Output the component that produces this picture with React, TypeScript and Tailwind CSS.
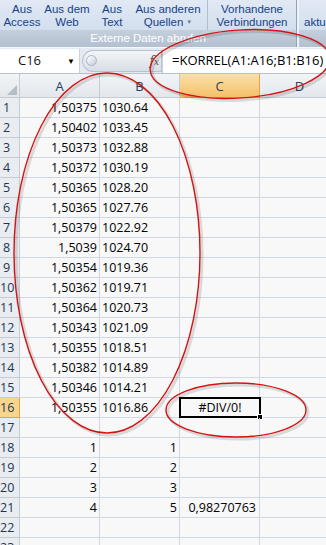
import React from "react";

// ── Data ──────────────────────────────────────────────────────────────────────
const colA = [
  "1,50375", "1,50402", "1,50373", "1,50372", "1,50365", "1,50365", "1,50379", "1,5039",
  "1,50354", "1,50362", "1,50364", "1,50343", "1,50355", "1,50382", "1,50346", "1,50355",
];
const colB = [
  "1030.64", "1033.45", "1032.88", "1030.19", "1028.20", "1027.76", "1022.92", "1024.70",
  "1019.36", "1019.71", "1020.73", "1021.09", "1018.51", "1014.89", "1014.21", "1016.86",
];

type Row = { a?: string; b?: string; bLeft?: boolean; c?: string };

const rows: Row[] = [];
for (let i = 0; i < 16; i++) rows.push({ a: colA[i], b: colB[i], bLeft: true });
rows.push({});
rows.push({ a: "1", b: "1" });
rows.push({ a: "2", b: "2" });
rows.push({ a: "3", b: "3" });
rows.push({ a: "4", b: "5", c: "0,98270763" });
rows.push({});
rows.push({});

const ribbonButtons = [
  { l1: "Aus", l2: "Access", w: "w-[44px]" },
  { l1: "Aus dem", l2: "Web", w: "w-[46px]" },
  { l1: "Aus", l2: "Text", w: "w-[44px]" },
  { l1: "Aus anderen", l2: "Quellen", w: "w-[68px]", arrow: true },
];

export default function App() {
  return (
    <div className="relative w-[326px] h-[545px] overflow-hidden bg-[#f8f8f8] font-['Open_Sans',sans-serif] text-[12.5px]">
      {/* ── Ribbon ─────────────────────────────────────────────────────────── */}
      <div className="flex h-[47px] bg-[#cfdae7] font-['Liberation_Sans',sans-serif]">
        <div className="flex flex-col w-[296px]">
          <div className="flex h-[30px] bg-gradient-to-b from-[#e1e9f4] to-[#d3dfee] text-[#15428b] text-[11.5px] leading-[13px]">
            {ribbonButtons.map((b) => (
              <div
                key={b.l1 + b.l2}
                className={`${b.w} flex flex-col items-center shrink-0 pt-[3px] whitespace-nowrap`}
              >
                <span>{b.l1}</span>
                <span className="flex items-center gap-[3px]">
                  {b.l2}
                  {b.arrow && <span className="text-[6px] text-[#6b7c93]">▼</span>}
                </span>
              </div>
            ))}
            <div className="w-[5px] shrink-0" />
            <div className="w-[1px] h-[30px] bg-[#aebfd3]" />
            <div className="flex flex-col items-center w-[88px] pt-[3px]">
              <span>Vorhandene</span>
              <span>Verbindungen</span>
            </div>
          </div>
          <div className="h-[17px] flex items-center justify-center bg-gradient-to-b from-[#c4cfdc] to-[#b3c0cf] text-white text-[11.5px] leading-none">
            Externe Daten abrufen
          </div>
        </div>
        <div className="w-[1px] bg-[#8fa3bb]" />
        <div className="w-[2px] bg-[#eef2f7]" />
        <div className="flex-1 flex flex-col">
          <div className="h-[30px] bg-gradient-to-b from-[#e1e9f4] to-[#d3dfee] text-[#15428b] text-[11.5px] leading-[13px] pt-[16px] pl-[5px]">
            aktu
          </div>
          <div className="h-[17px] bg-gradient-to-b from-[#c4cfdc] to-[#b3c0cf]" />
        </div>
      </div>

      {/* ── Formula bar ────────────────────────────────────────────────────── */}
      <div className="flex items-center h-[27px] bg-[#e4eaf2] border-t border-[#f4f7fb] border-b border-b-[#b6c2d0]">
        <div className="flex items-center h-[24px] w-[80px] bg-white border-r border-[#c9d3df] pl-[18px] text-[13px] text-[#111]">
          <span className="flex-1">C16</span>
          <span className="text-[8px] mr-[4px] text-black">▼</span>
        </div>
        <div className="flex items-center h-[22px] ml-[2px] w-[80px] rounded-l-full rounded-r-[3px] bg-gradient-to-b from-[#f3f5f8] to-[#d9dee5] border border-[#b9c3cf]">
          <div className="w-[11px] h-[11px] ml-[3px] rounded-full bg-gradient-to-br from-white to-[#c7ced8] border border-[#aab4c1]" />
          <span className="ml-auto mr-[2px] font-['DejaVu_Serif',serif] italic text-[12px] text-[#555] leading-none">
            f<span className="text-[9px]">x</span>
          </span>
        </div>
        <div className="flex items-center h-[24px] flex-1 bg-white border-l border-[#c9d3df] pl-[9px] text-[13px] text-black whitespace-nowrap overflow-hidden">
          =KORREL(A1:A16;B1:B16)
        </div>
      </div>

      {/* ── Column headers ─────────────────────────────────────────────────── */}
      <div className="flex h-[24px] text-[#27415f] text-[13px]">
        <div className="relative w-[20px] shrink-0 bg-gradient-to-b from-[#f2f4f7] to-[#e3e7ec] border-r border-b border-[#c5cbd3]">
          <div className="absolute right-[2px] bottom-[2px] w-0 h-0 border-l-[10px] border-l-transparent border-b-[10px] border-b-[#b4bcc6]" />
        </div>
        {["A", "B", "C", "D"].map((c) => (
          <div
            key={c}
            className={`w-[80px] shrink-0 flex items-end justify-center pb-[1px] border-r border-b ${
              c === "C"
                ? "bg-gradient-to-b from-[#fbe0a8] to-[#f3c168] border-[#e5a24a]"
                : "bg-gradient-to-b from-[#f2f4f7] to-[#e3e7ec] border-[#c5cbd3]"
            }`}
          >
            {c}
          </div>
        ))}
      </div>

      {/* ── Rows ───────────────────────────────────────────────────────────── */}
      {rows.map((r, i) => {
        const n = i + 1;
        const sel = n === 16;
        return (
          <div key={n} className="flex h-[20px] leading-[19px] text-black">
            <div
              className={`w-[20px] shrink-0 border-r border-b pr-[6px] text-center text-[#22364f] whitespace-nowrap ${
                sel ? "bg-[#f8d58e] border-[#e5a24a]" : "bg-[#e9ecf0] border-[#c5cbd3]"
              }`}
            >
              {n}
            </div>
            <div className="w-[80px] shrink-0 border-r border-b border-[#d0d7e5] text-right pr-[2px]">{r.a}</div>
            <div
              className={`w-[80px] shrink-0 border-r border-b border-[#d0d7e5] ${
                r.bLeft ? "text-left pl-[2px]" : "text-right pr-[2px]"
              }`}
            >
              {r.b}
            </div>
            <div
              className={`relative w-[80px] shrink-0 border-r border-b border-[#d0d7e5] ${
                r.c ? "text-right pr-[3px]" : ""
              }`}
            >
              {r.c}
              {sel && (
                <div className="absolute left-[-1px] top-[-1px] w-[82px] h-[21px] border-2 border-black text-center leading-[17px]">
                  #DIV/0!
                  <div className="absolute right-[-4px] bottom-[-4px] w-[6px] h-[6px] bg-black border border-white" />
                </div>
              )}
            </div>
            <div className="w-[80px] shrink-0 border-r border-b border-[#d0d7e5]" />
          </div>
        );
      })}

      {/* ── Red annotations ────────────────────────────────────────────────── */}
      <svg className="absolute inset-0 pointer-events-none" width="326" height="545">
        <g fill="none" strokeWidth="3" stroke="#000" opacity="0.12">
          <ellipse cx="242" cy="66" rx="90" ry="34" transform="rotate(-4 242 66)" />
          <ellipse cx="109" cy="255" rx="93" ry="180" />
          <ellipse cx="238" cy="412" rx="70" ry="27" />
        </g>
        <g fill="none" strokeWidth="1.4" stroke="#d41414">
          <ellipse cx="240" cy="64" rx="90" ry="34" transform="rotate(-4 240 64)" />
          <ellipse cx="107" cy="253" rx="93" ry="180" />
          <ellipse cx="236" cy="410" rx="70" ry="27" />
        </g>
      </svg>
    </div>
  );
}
· · · · ·
*TASK TO CARRY OUT*: Reproduce the listing exactly. Leave its pictures out.

*FULL OUTPUT*:
Output the component that produces this picture with React, TypeScript and Tailwind CSS.
import React from "react";

// ── Data ──────────────────────────────────────────────────────────────────────
const colA = [
  "1,50375", "1,50402", "1,50373", "1,50372", "1,50365", "1,50365", "1,50379", "1,5039",
  "1,50354", "1,50362", "1,50364", "1,50343", "1,50355", "1,50382", "1,50346", "1,50355",
];
const colB = [
  "1030.64", "1033.45", "1032.88", "1030.19", "1028.20", "1027.76", "1022.92", "1024.70",
  "1019.36", "1019.71", "1020.73", "1021.09", "1018.51", "1014.89", "1014.21", "1016.86",
];

type Row = { a?: string; b?: string; bLeft?: boolean; c?: string };

const rows: Row[] = [];
for (let i = 0; i < 16; i++) rows.push({ a: colA[i], b: colB[i], bLeft: true });
rows.push({});
rows.push({ a: "1", b: "1" });
rows.push({ a: "2", b: "2" });
rows.push({ a: "3", b: "3" });
rows.push({ a: "4", b: "5", c: "0,98270763" });
rows.push({});
rows.push({});

const ribbonButtons = [
  { l1: "Aus", l2: "Access", w: "w-[44px]" },
  { l1: "Aus dem", l2: "Web", w: "w-[46px]" },
  { l1: "Aus", l2: "Text", w: "w-[44px]" },
  { l1: "Aus anderen", l2: "Quellen", w: "w-[68px]", arrow: true },
];

export default function App() {
  return (
    <div className="relative w-[326px] h-[545px] overflow-hidden bg-[#f8f8f8] font-['Open_Sans',sans-serif] text-[12.5px]">
      {/* ── Ribbon ─────────────────────────────────────────────────────────── */}
      <div className="flex h-[47px] bg-[#cfdae7] font-['Liberation_Sans',sans-serif]">
        <div className="flex flex-col w-[296px]">
          <div className="flex h-[30px] bg-gradient-to-b from-[#e1e9f4] to-[#d3dfee] text-[#15428b] text-[11.5px] leading-[13px]">
            {ribbonButtons.map((b) => (
              <div
                key={b.l1 + b.l2}
                className={`${b.w} flex flex-col items-center shrink-0 pt-[3px] whitespace-nowrap`}
              >
                <span>{b.l1}</span>
                <span className="flex items-center gap-[3px]">
                  {b.l2}
                  {b.arrow && <span className="text-[6px] text-[#6b7c93]">▼</span>}
                </span>
              </div>
            ))}
            <div className="w-[5px] shrink-0" />
            <div className="w-[1px] h-[30px] bg-[#aebfd3]" />
            <div className="flex flex-col items-center w-[88px] pt-[3px]">
              <span>Vorhandene</span>
              <span>Verbindungen</span>
            </div>
          </div>
          <div className="h-[17px] flex items-center justify-center bg-gradient-to-b from-[#c4cfdc] to-[#b3c0cf] text-white text-[11.5px] leading-none">
            Externe Daten abrufen
          </div>
        </div>
        <div className="w-[1px] bg-[#8fa3bb]" />
        <div className="w-[2px] bg-[#eef2f7]" />
        <div className="flex-1 flex flex-col">
          <div className="h-[30px] bg-gradient-to-b from-[#e1e9f4] to-[#d3dfee] text-[#15428b] text-[11.5px] leading-[13px] pt-[16px] pl-[5px]">
            aktu
          </div>
          <div className="h-[17px] bg-gradient-to-b from-[#c4cfdc] to-[#b3c0cf]" />
        </div>
      </div>

      {/* ── Formula bar ────────────────────────────────────────────────────── */}
      <div className="flex items-center h-[27px] bg-[#e4eaf2] border-t border-[#f4f7fb] border-b border-b-[#b6c2d0]">
        <div className="flex items-center h-[24px] w-[80px] bg-white border-r border-[#c9d3df] pl-[18px] text-[13px] text-[#111]">
          <span className="flex-1">C16</span>
          <span className="text-[8px] mr-[4px] text-black">▼</span>
        </div>
        <div className="flex items-center h-[22px] ml-[2px] w-[80px] rounded-l-full rounded-r-[3px] bg-gradient-to-b from-[#f3f5f8] to-[#d9dee5] border border-[#b9c3cf]">
          <div className="w-[11px] h-[11px] ml-[3px] rounded-full bg-gradient-to-br from-white to-[#c7ced8] border border-[#aab4c1]" />
          <span className="ml-auto mr-[2px] font-['DejaVu_Serif',serif] italic text-[12px] text-[#555] leading-none">
            f<span className="text-[9px]">x</span>
          </span>
        </div>
        <div className="flex items-center h-[24px] flex-1 bg-white border-l border-[#c9d3df] pl-[9px] text-[13px] text-black whitespace-nowrap overflow-hidden">
          =KORREL(A1:A16;B1:B16)
        </div>
      </div>

      {/* ── Column headers ─────────────────────────────────────────────────── */}
      <div className="flex h-[24px] text-[#27415f] text-[13px]">
        <div className="relative w-[20px] shrink-0 bg-gradient-to-b from-[#f2f4f7] to-[#e3e7ec] border-r border-b border-[#c5cbd3]">
          <div className="absolute right-[2px] bottom-[2px] w-0 h-0 border-l-[10px] border-l-transparent border-b-[10px] border-b-[#b4bcc6]" />
        </div>
        {["A", "B", "C", "D"].map((c) => (
          <div
            key={c}
            className={`w-[80px] shrink-0 flex items-end justify-center pb-[1px] border-r border-b ${
              c === "C"
                ? "bg-gradient-to-b from-[#fbe0a8] to-[#f3c168] border-[#e5a24a]"
                : "bg-gradient-to-b from-[#f2f4f7] to-[#e3e7ec] border-[#c5cbd3]"
            }`}
          >
            {c}
          </div>
        ))}
      </div>

      {/* ── Rows ───────────────────────────────────────────────────────────── */}
      {rows.map((r, i) => {
        const n = i + 1;
        const sel = n === 16;
        return (
          <div key={n} className="flex h-[20px] leading-[19px] text-black">
            <div
              className={`w-[20px] shrink-0 border-r border-b pr-[6px] text-center text-[#22364f] whitespace-nowrap ${
                sel ? "bg-[#f8d58e] border-[#e5a24a]" : "bg-[#e9ecf0] border-[#c5cbd3]"
              }`}
            >
              {n}
            </div>
            <div className="w-[80px] shrink-0 border-r border-b border-[#d0d7e5] text-right pr-[2px]">{r.a}</div>
            <div
              className={`w-[80px] shrink-0 border-r border-b border-[#d0d7e5] ${
                r.bLeft ? "text-left pl-[2px]" : "text-right pr-[2px]"
              }`}
            >
              {r.b}
            </div>
            <div
              className={`relative w-[80px] shrink-0 border-r border-b border-[#d0d7e5] ${
                r.c ? "text-right pr-[3px]" : ""
              }`}
            >
              {r.c}
              {sel && (
                <div className="absolute left-[-1px] top-[-1px] w-[82px] h-[21px] border-2 border-black text-center leading-[17px]">
                  #DIV/0!
                  <div className="absolute right-[-4px] bottom-[-4px] w-[6px] h-[6px] bg-black border border-white" />
                </div>
              )}
            </div>
            <div className="w-[80px] shrink-0 border-r border-b border-[#d0d7e5]" />
          </div>
        );
      })}

      {/* ── Red annotations ────────────────────────────────────────────────── */}
      <svg className="absolute inset-0 pointer-events-none" width="326" height="545">
        <g fill="none" strokeWidth="3" stroke="#000" opacity="0.12">
          <ellipse cx="242" cy="66" rx="90" ry="34" transform="rotate(-4 242 66)" />
          <ellipse cx="109" cy="255" rx="93" ry="180" />
          <ellipse cx="238" cy="412" rx="70" ry="27" />
        </g>
        <g fill="none" strokeWidth="1.4" stroke="#d41414">
          <ellipse cx="240" cy="64" rx="90" ry="34" transform="rotate(-4 240 64)" />
          <ellipse cx="107" cy="253" rx="93" ry="180" />
          <ellipse cx="236" cy="410" rx="70" ry="27" />
        </g>
      </svg>
    </div>
  );
}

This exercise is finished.